Going forwards it’s about trust. The public have got to trust professionals, and I think people do trust us, and we’ve got to maintain that level of trust and always be seen to be doing the right thing, even if it’s not quite what people want. Through everything, stock market crashes, credit crunches, people still trust an ICAEW chartered accountant.

9. What events or networking do you offer to your members?

Hazel: In a nutshell, it’s that emotional and wellbeing aspect of working. It is also networking and the ability to discuss and debate issues.

Shaun: We have academic communities, like online forums and support networks per industry. We’ve just created an academic community with over 3000 members working in an academic environment, and we’re about to launch a diversity community as well so people from a wider diverse background, from the LGBT space for instance, can all share best practice with each other.

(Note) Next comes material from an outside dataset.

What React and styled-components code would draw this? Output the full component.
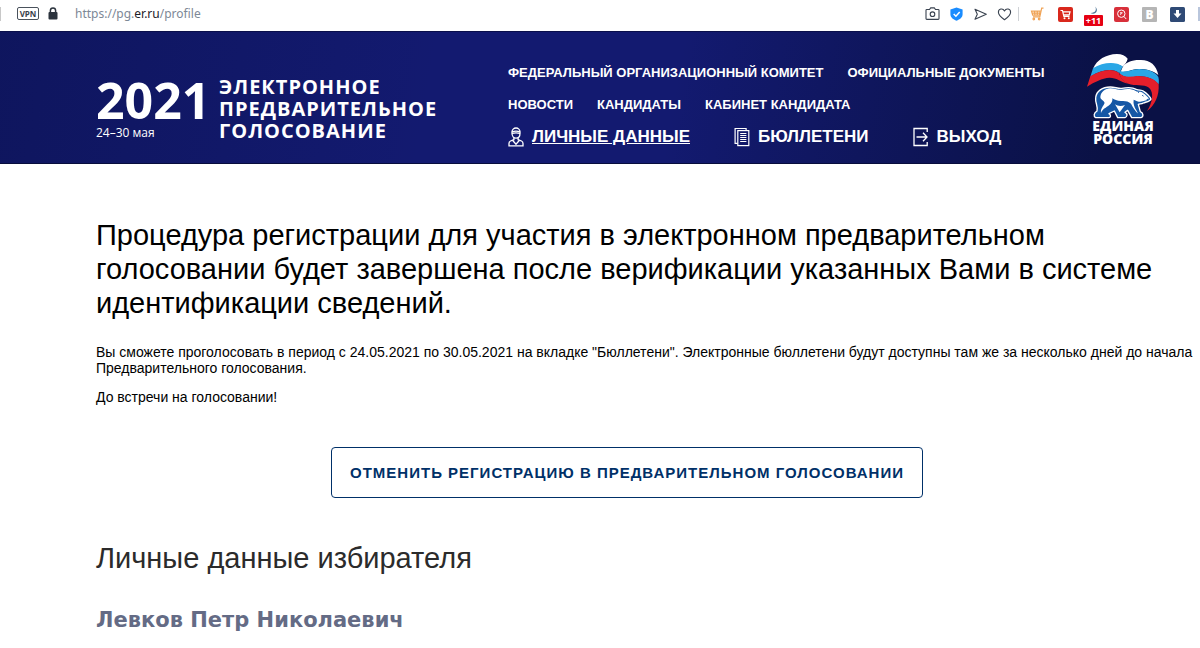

Knowledge is very important but it’s what you do with that knowledge; soft skills, communication, the actual talking. If I’m a chartered accountant advising a dentist from Scotland, I need to be able to speak to that dentist; I’ve got to have a diverse form of emotional intelligence and soft skills.

10. What is ICAEW hoping to achieve in 2018?

Hazel: We will be continuing to develop the ACA, to make sure it is relevant for tomorrow in terms of content, skills, and ethics. And then we will continue supporting members in their careers. We will also be navigating Brexit, understanding the impact it will have on our members and our members’ clients. We will continue to work on things like trust in the profession.

Shaun: We deliver in a constantly changing environment, and so the best thing we can do in 2018 is be on that journey with our members and our students. Whether it be technology skills, diversity, apprenticeships, we’ve got to make sure we give support to our members. Thinking about this year as the centenary of women getting the vote, we have got to change with the times as well, we’ve got to make sure we’re fit for purpose in 2018, not harking back to 1918.